McSorley had already earned millions of dollars fighting other hockey players by the time he squared off against Brashear on February 21, 2000.

From his first days with junior hockey Belleville Bulls, McSorley understood his role. When hockey's code—or a coach—said it was time to fight, he jumped over the boards, dropped his gloves, and started punching.

His willingness—and fearsomeness—carried him to the
NHL
. Without his ability to fight, McSorley acknowledged, he never would have even made a Junior A team, the first rung on the long ladder to the top.

But an enforcer's career is tenuous. Younger, stronger, fiercer players are always arriving. Like gunslingers in the Wild West, they know that beating the best is the way to make their mark—and the big money.

By the 1999 season, McSorley's career was waning. The year before, for the first time, he had lost more fights than he had won. He was thirty-six—old in a trade that requires you to absorb hundreds of punches to the head and square off in brawls with other men, facing not just physical punishment
but humiliation in front of thousands of people who cheer as you are battered.

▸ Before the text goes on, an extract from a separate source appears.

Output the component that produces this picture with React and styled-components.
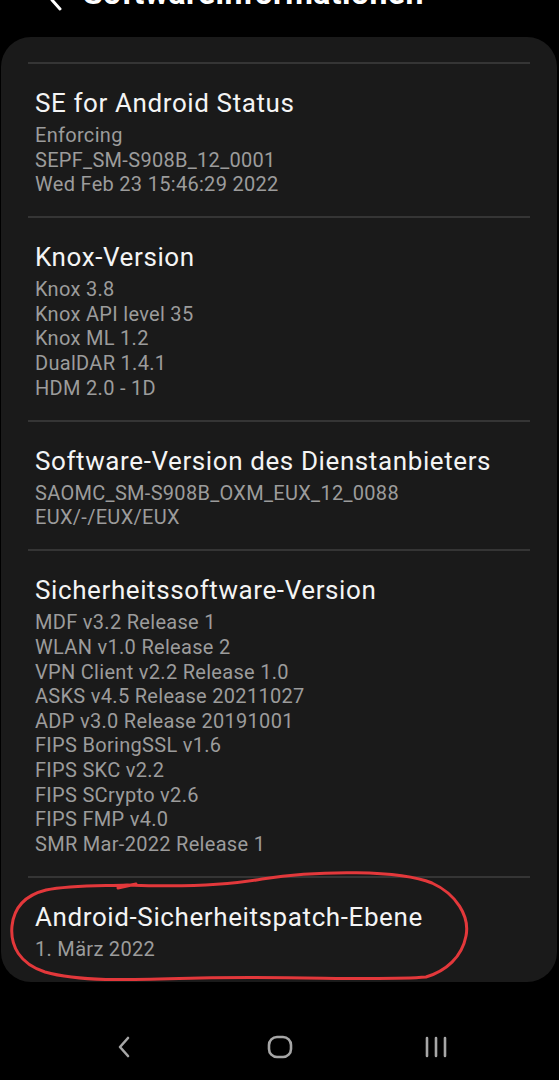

McSorley had been released by his last two teams before he signed with the Boston Bruins that year. His annual salary, almost $2 million in 1995, had fallen to around $600,000. His glory years as Wayne Gretzky's on-ice bodyguard in Edmonton and Los Angeles and his two Stanley Cup wins were in the past.

McSorley had worked to become a more complete hockey player. He was a respected representative in the players' association. His flowing golden hair and good looks made him a fan favourite.

But he was paid to be a tough guy, and after 274
NHL
fights, McSorley still had something to prove.

Brashear's career was going the other way. He had only made it as a full-time
NHL
player four years earlier with the Montreal Canadiens, but his salary had already climbed from $170,000 to $750,000. He was feared, and the future looked bright as long as he kept on winning fights.